Segui o rumo para norte. Quero chegar a Calama, uma cidade mineira, e chego, só que depois do horário previsto porque na camioneta onde viajava, a correia quebrou-se a meio da noite. Desço do bus e vejo vários passageiros homens a urinarem, só tenho tempo para perceber que estou no meio do deserto, não há luz, só estrelas e pampa. Subo de novo. Esperámos até que passou um novo bus que nos levou, só que este seguia o seu trajecto via Antofagasta. Ainda penso em descer do bus para ver a cidade, mas não me parece muito atraente, um porto, uma cidade costeira, industrial, ainda vejo o seu atractivo principal, esse arco em pedra esculpido pelo vento, que é o postal da cidade.
Chego a Calama exausta, a cidade é pouco bonita e perigosa. Estou há um dia e várias horas em trânsito, entre camionetas e terminal, agora tenho que esperar. Parto finalmente para S.Pedro de Atacama, esse pueblo turístico de onde saem os tours para visitar o deserto. Calama e S.Pedro de Atacama são antigos oásis do deserto de Atacama, o mais seco do mundo e que está também em avance ano após ano, para o sul. É graças à quantidade de minerais que esta região tem que o País dispõe da sua maior fonte de riqueza. Toda esta região era boliviana e peruana antes da Guerra do Pacífico.

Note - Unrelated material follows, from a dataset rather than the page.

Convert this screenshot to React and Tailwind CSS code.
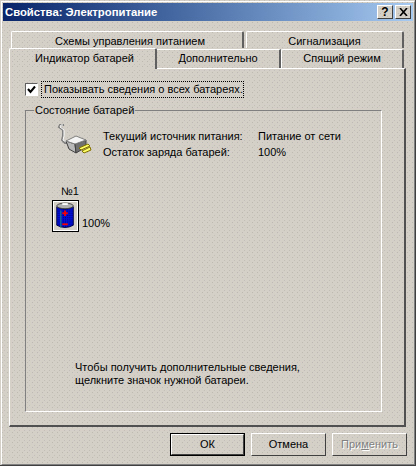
import React from 'react';

const dither = 'bg-[#d4d0c8] bg-[radial-gradient(#bdbab6_0.6px,transparent_0.9px),radial-gradient(#c2bfba_0.6px,transparent_0.9px)] bg-[length:5px_5px] bg-[position:0_0,2px_3px]';
const raised = 'border border-t-white border-l-white border-r-[#404040] border-b-[#404040]';

const PlugIcon = () => (
  <svg width="34" height="32" viewBox="0 0 34 32" className="ml-[32px] shrink-0">
    <path d="M6 1 H2 L1 3 L5 6 L5 12 L4 16 L7 19 L10 19" fill="none" stroke="#808080" strokeWidth="2" />
    <path d="M5 1 H3 L2 3 L6 6 L6 12 L5 16 L8 18" fill="none" stroke="#fff" strokeWidth="1" />
    <path d="M8 17 L17 20 L18 29 L11 25 Z" fill="#b8b8b8" stroke="#404040" strokeWidth="1" />
    <path d="M17 20 L28 16 L28 23 L18 29 Z" fill="#707070" stroke="#404040" strokeWidth="1" />
    <path d="M8 17 L18 12 L28 16 L17 20 Z" fill="#f4f4f4" stroke="#808080" strokeWidth="1" />
    <path d="M21 24 L30 20 L32 22 L23 26 Z" fill="#ffff66" stroke="#807000" strokeWidth="1" />
    <path d="M24 27 L32 23 L33 26 L26 29 Z" fill="#ffff66" stroke="#807000" strokeWidth="1" />
  </svg>
);

const BatteryIcon = () => (
  <div className="w-[27px] h-[32px] border border-black bg-[#d4d0c8] shrink-0">
    <svg width="25" height="30" viewBox="0 0 25 30" className="border border-white">
      <defs>
        <pattern id="blue" width="2" height="2" patternUnits="userSpaceOnUse">
          <rect width="2" height="2" fill="#0010d8" />
          <rect width="1" height="1" fill="#000080" />
        </pattern>
      </defs>
      <path d="M3 5 V25 Q12 30 21 25 V5 Q12 10 3 5 Z" fill="url(#blue)" stroke="#000040" />
      <ellipse cx="12" cy="4" rx="9" ry="3" fill="#b0b0b0" stroke="#404040" />
      <rect x="9" y="1" width="6" height="2" fill="#fff" />
      <rect x="7" y="9" width="1" height="19" fill="#20a080" />
      <rect x="9" y="11" width="6" height="2" fill="#f00000" />
      <rect x="11" y="9" width="2" height="6" fill="#f00000" />
      <rect x="9" y="23" width="6" height="2" fill="#f00000" />
    </svg>
  </div>
);

const BackTab = ({ className, label }) => (
  <div className={`h-[17px] border-t border-l border-r-2 border-t-white border-l-white border-r-[#606060] rounded-t-[2px] text-center leading-[18px] ${className}`}>
    {label}
  </div>
);

const Button = ({ label, className = '', children }) => (
  <div className={`flex items-center justify-center ${raised} ${className}`}>
    {children || label}
  </div>
);

export default function App() {
  return (
    <div
      className={`w-[416px] h-[466px] overflow-hidden flex flex-col p-[1px] pr-0 pb-0 text-[11px] leading-[13px] text-black border-r border-b border-[#404040] ${dither}`}
      style={{ fontFamily: '"Liberation Sans", Arial, sans-serif' }}
    >
      <div className="flex-1 flex flex-col border-l border-t border-white border-r border-b border-r-[#808080] border-b-[#808080] p-[1px]">
        {/* title bar */}
        <div className="h-[18px] flex items-center justify-between pl-[2px] pr-[2px] bg-gradient-to-r from-[#0a246a] to-[#a6caf0] text-white font-bold text-[11.3px]">
          <span>Свойства: Электропитание</span>
          <div className="flex gap-[2px]">
            <div className={`w-[16px] h-[14px] flex items-center justify-center text-black text-[12px] font-bold ${raised} ${dither}`}>?</div>
            <div className={`w-[16px] h-[14px] flex items-center justify-center ${raised} ${dither}`}>
              <svg width="9" height="8" viewBox="0 0 9 8">
                <path d="M1 0 L8 8 M8 0 L1 8" stroke="#000" strokeWidth="1.6" />
              </svg>
            </div>
          </div>
        </div>

        {/* tabs and page */}
        <div className="flex-1 flex flex-col pl-[6px] pr-[6px] pt-[10px]">
          <div className="flex gap-[2px] pl-[2px] pr-[2px]">
            <BackTab className="w-[233px] pl-[6px]" label="Схемы управления питанием" />
            <BackTab className="w-[158px]" label="Сигнализация" />
          </div>
          <div className="flex h-[20px] pr-[2px]">
            <div className={`relative z-10 w-[148px] h-[21px] border-t border-l border-r-2 border-t-white border-l-white border-r-[#606060] rounded-t-[2px] flex items-start pt-[3px] pl-[4px] justify-center ${dither}`}>
              Индикатор батарей
            </div>
            <div className="w-[124px] h-[19px] mt-[1px] border-t border-r-2 border-t-white border-r-[#606060] text-center leading-[17px]">Дополнительно</div>
            <div className="w-[123px] h-[19px] mt-[1px] border-t border-l border-r-2 border-t-white border-l-white border-r-[#606060] rounded-t-[2px] text-center leading-[17px]">Спящий режим</div>
          </div>

          <div className="w-[397px] h-[359px] border-t border-l border-r-2 border-b-2 border-t-white border-l-white border-r-[#505050] border-b-[#505050] pt-[12px] pl-[15px]">
            <label className="flex items-center h-[16px]">
              <span className="w-[13px] h-[13px] bg-white border border-t-[#606060] border-l-[#606060] border-r-white border-b-white flex items-center justify-center shrink-0">
                <svg width="9" height="9" viewBox="0 0 9 9">
                  <path d="M1 4 L3.5 7 L8 1.5" fill="none" stroke="#000" strokeWidth="2" />
                </svg>
              </span>
              <span className="ml-[3px] px-[2px] h-[17px] w-[203px] whitespace-nowrap border border-dotted border-black leading-[15px]">Показывать сведения о всех батареях.</span>
            </label>

            <fieldset className="mt-[7px] w-[357px] h-[308px] border border-t-[#808080] border-l-[#808080] border-r-white border-b-white flex flex-col">
              <legend className="ml-[8px] px-[1px] leading-[13px]">Состояние батарей</legend>
              <div className="flex items-start mt-[7px]">
                <PlugIcon />
                <div className="ml-[11px] mt-[6px] grid grid-cols-[155px_1fr] gap-y-[3px]">
                  <span>Текущий источник питания:</span>
                  <span>Питание от сети</span>
                  <span>Остаток заряда батарей:</span>
                  <span>100%</span>
                </div>
              </div>
              <div className="ml-[35px] mt-[26px]">№1</div>
              <div className="flex items-center ml-[26px] mt-[2px]">
                <BatteryIcon />
                <span className="ml-[3px] mt-[14px]">100%</span>
              </div>
              <p className="ml-[49px] mt-[129px] leading-[13px]">
                Чтобы получить дополнительные сведения,
                <br />
                щелкните значок нужной батареи.
              </p>
            </fieldset>
          </div>

          {/* buttons */}
          <div className="flex justify-end gap-[6px] mt-[6px] text-[11px]">
            <div className="border border-black w-[75px] h-[23px] flex">
              <Button className="w-full" label="ОК" />
            </div>
            <Button className="w-[75px] h-[23px]" label="Отмена" />
            <Button className="w-[75px] h-[23px]">
              <span className="text-[#808080] [text-shadow:1px_1px_0_#fff]">
                При<span className="underline">м</span>енить
              </span>
            </Button>
          </div>
        </div>
      </div>
    </div>
  );
}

A maioria dos turistas que vem ao Chile traz Atacama como objectivo máximo da viagem, aqui os preços disparam. Apesar do turismo massivo algumas paisagens permanecem com esse aspecto virgem, intocado, lunar. Lunar: visito o Valle de La Luna e o Valle de la Muerte, tratando de fugir aos turistas e captar as melhores fotografias. Trazem-nos aqui ao fim da tarde propositadamente, a luz é co-protagonista deste espectáculo, imaginamos que a lua deve ser mesmo assim. Caminho nesta terra árida, sento-me em algumas partes a pensar que um dia esta terra foi mar, encontram-se fosseis frequentemente. Só tinha visto o deserto uma vez, o Sahara em Marrocos. Mas aqui é diferente, não vejo dunas sensuais até perder a vista, vejo terra árida, esculpida em formas estranhas e ocas, e a cordilheira como plano de fundo, alguns vulcões triangulares ao longe. Um dos vulcões é o Licancabur. Os vulcões aqui são deuses, e este cortou a cabeça à sua vizinha e amada depois de uma traição, ela é um vulcão sem ponta.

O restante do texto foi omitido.